Meet the Class of 2016.
After a decade in Jewish education and communal leadership as a teacher and rebbetzin in Santiago, Chile, Chana Libedinsky knew that she wanted to refine her skills and incorporate cutting-edge techniques into her classroom and lectures. But finding the right program to help her get there was a struggle. “I always felt the need to continue growing in the area of chinuch [education], but in Chile, the option to study for a master’s degree in Jewish education just doesn’t exist,” she said.
So when Libedinsky discovered that the principal of the school where she taught had enrolled in an online program at Yeshiva University, she began to explore YU’s other online options and was thrilled to learn that the Azrieli Graduate School of Jewish Education and Administration offered an online master’s in Jewish education. The program was a perfect fit for her.

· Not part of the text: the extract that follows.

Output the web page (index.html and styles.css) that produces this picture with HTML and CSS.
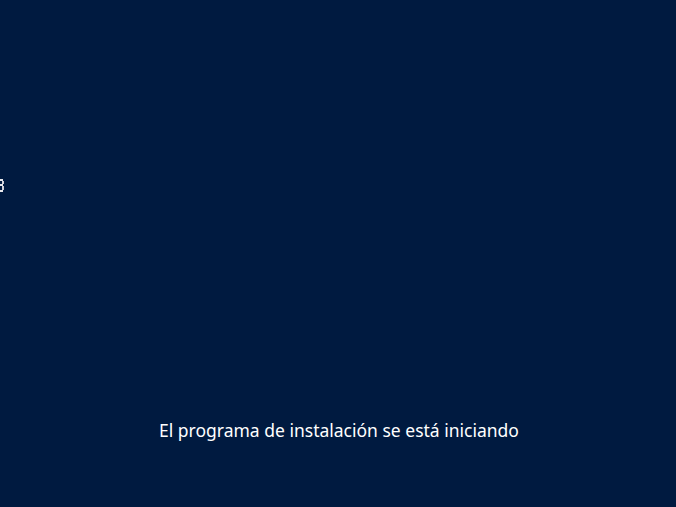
FILE: index.html
```html
<!DOCTYPE html>
<html lang="es">
<head>
<meta charset="utf-8">
<title>Instalación</title>
<link rel="stylesheet" href="styles.css">
</head>
<body>
<div class="screen">
  <svg class="glyph" width="4" height="15" viewBox="0 0 4 15" aria-hidden="true">
    <rect x="0" y="0" width="3" height="2" fill="#e8e8ec"/>
    <rect x="2" y="2" width="2" height="3" fill="#d0d0d8"/>
    <rect x="0" y="5" width="3" height="2" fill="#e8e8ec"/>
    <rect x="2" y="7" width="2" height="4" fill="#d0d0d8"/>
    <rect x="0" y="11" width="3" height="2" fill="#e8e8ec"/>
  </svg>
  <div class="message">El programa de instalación se está iniciando</div>
</div>
</body>
</html>
```
FILE: styles.css
```css
html, body {
  margin: 0;
  padding: 0;
  width: 100%;
  height: 100%;
  background: #001a40;
  overflow: hidden;
}
.screen {
  position: relative;
  width: 676px;
  height: 507px;
  display: flex;
  flex-direction: column;
  align-items: center;
  justify-content: flex-end;
  padding-bottom: 66px;
  box-sizing: border-box;
}
.glyph {
  position: absolute;
  left: 0;
  top: 179px;
}
.message {
  color: #ffffff;
  font-family: "Noto Sans", "Open Sans", sans-serif;
  font-size: 17.5px;
  line-height: 22px;
  transform: translateX(1px);
}
```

“One of the unique advantages of the online master’s is that I can learn as if I was there,” said Libedinsky. The ability to work at her own pace was also important. “I could study and improve with amazing teachers in a professional program while still managing all the things I needed to do as an educator, mother of five children and the wife of a rabbi with communal responsibilities. I also received scholarship assistance to make sure it was possible for me to attend.”
Even though she was thousands of miles away and studying in another language—“Since I’m Chilean, my mother tongue is Spanish, and even though I’m fluent in Hebrew and English, it can still be challenging”—Libedinsky felt a personal connection with the faculty in her program. “Dr. Ilana Turetsky opened up a world of educational strategies and techniques for me and was always there to answer questions and give positive feedback, and Dr. Jeffrey Glanz’s Understanding Diverse Learners and Curriculum and Assessment courses made me push myself to higher levels of professionalism,” she said. “Dr. Aviva Wasser made me rethink my ideas about teaching and the impact we have on students. Whenever I felt I could put into practice something I learned—a new technique or strategy or being able to solve a difficult situation with the tools I learned at Azrieli—I felt a strong sense of purpose and accomplishment.”
But for Libedinsky, her most exciting achievement was graduating from the master’s program she attended while working in the field and raising her family. She can’t wait to start integrating what she’s learned in her classroom: “I want to focus on applying each of the educational principles I learned in Azrieli with my students and to keep refining my skills in the areas of administration and curriculum development. I take much pride in my newly-acquired skills as a teacher, I have a broader vision about the importance of the job I’m doing and I feel empowered to continue growing and becoming better.”